In 1896, steel magnate Andrew Carnegie inaugurated the Carnegie International exhibition as part of his philanthropic crusade to bring culture to the masses. The oldest U.S. survey of international contemporary art, now in its 56th edition, the show was also a way to acquire what Carnegie referred to as “the masters of tomorrow” for the Carnegie Museum of Art’s then-fledgling collection. This year’s International deviates from previous ones by offering a refreshing dose of self-awareness and reflection on the museum as a locus for civic engagement. At the helm are Daniel Baumann, director of the Adolf Wölfli Foundation in Bern, Switzerland, and two curators from the Carnegie, Dan Byers and Tina Kukielski. Eschewing an overarching theme, the curators have chosen to showcase a lean roster of 35 artists from 19 countries. The exhibition includes some artists already well known on the art circuit, as well as American outsider artist Joseph Yoakum and other kinds of practitioners, such as Tezuka Architects from Japan. The history of the International and the Carnegie Museum itself—a “palimpsest of a building,” according to the curators—are put up for critical evaluation, with a reinstallation of the museum’s modern and contemporary holdings.
In the catalogue’s introductory text, the curators share their view of museums as sites “for a unique kind of optimistic, potentially destabilizing experience, with great political import.” Although their perspective is admirable, the actual exhibition is at times lackluster. Without a strong thematic or formal logic linking the works on view, the presentation occasionally seems like a hodgepodge of contemporary art and doesn’t always rise to the curators’ idealistic rhetoric.
Several moments come very close: whimsical paintings over news images by Iranian artist Rokni Haerizadeh are mesmerizing, while Bidoun Library, an installation organized by Bidoun Projects featuring printed materials about the Middle East, is by turns hilarious and disheartening. Both the positive and negative impacts of Andrew Carnegie’s steel industry are explored in the show, demonstrating the uneasy alliance between public and private interests that is a hallmark of U.S. history. Photographer Zoe Strauss’s 2013 “Homesteading” project documents the inhabitants of Homestead, Penn.—a town that, in 1892, saw a bloody clash between striking workers from Carnegie’s flagship mill and private security agents, and whose population and economy have dwindled with the demise of the steel industry. Art Lending Collection, an off-site initiative for the International, takes place at the Braddock Carnegie Library, in Braddock, Penn., and allows anyone with a local library card to borrow donated artworks as they would a book. The project was coorganized by the local art collective Transformazium and the Braddock library, which was founded in the late 1880s for Carnegie’s steel workers to use, and which was the first of many libraries built in the U.S. by the industrialist.

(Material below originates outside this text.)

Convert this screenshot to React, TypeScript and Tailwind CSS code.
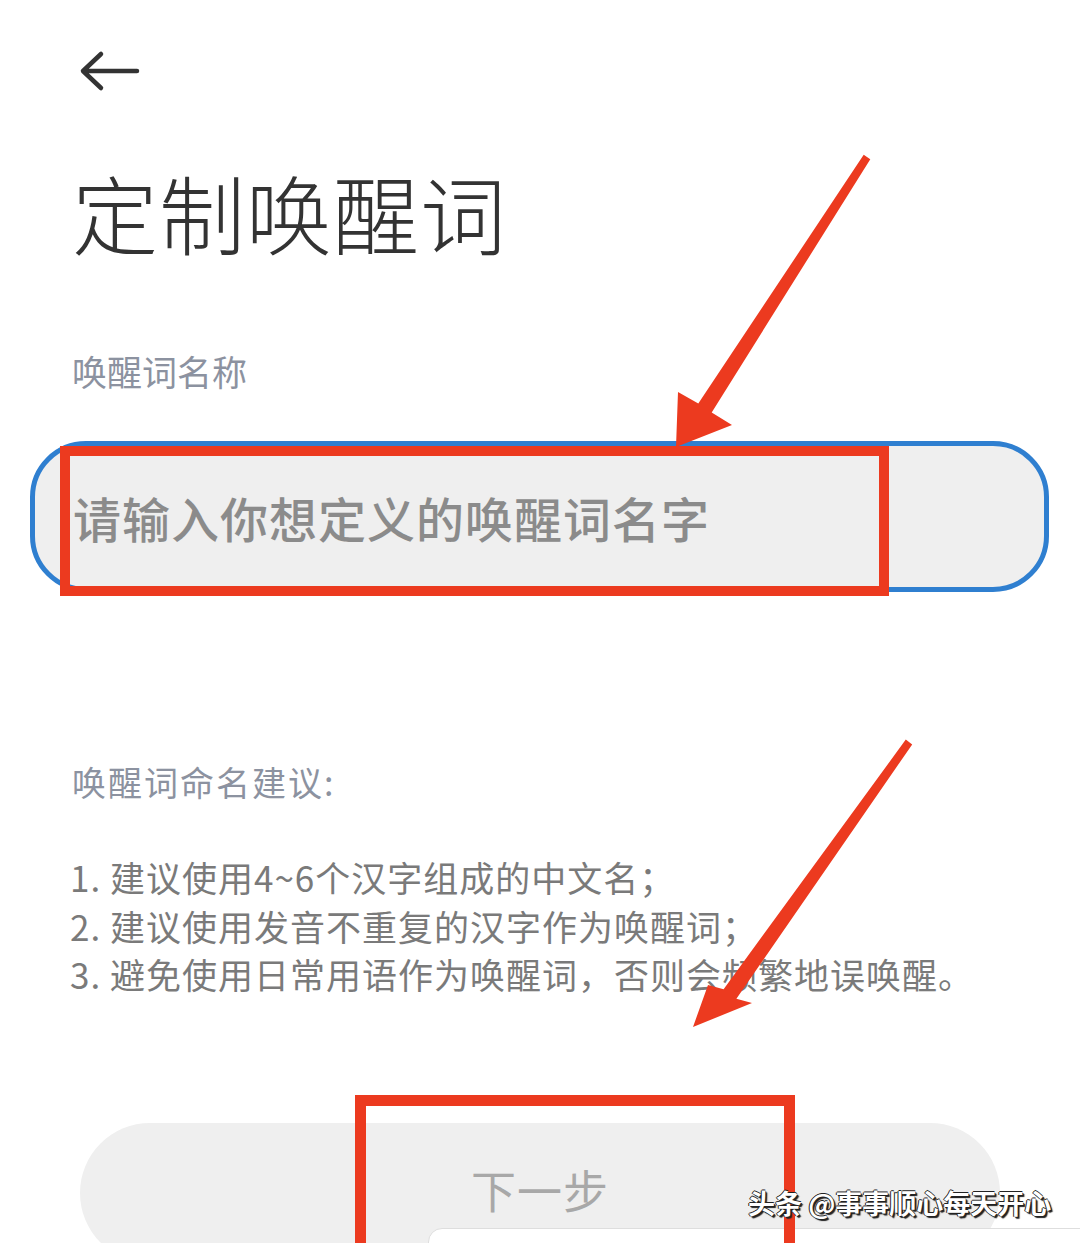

“The Playground Project”—a show within the show, located in the museum’s architecture wing—is the backbone of the exhibition. The forward-thinking use of public space defined Carnegie’s philanthropy, and “The Playground Project” presents the role of the museum as parallel to that of a playground: a safe haven for play and exploration and a springboard for community building. Its unofficial mascot is Lozziwurm, Yvan Pestalozzi’s 1972 twisting tubular play-structure, installed outside the museum for this year’s International, where it will now permanently reside. “The Playground Project” consists of several dense informational panels on the history of playgrounds and their postwar design; Tezuka Architects’ immersive installation run run run (2013), in which footage of the firm’s oval-shaped Fuji Kindergarten structure (2007) in Tokyo is projected around a room filled with balloons; and Helena and Miwako (2013), a sci-fi film by Ei Arakawa and Henning Bohl that involves a three-week tour of playgrounds across Japan.
Some of the most successful artworks in the International engage with the museum’s architectural idiosyncrasies or Gilded Age design flourishes. In the Architecture Hall, a Wunderkammer packed with cast-plaster replicas of the greatest hits of Greco-Roman architecture and sculpture, Colombian artist Gabriel Sierra made a subtle yet impressive change to the room by repainting its army green walls a lush royal purple. Some of Nicole Eisenman’s comical plaster figures (all 2012 or 2013) hang over the Sculpture Hall’s balcony balustrade, ruminating over smartphones, while others lay sleeping against plinths. Wade Guyton’s untitled printer-paintings (all 2013) are installed in two rooms: four hang against the scruffy patched-up surfaces of the empty yet otherwise unaltered coatroom, while the others, licked by inkjet-applied flames, form a lean-to in the Founder’s Room, an ornate holdover of marble and gold from the era of the Great Industrialists.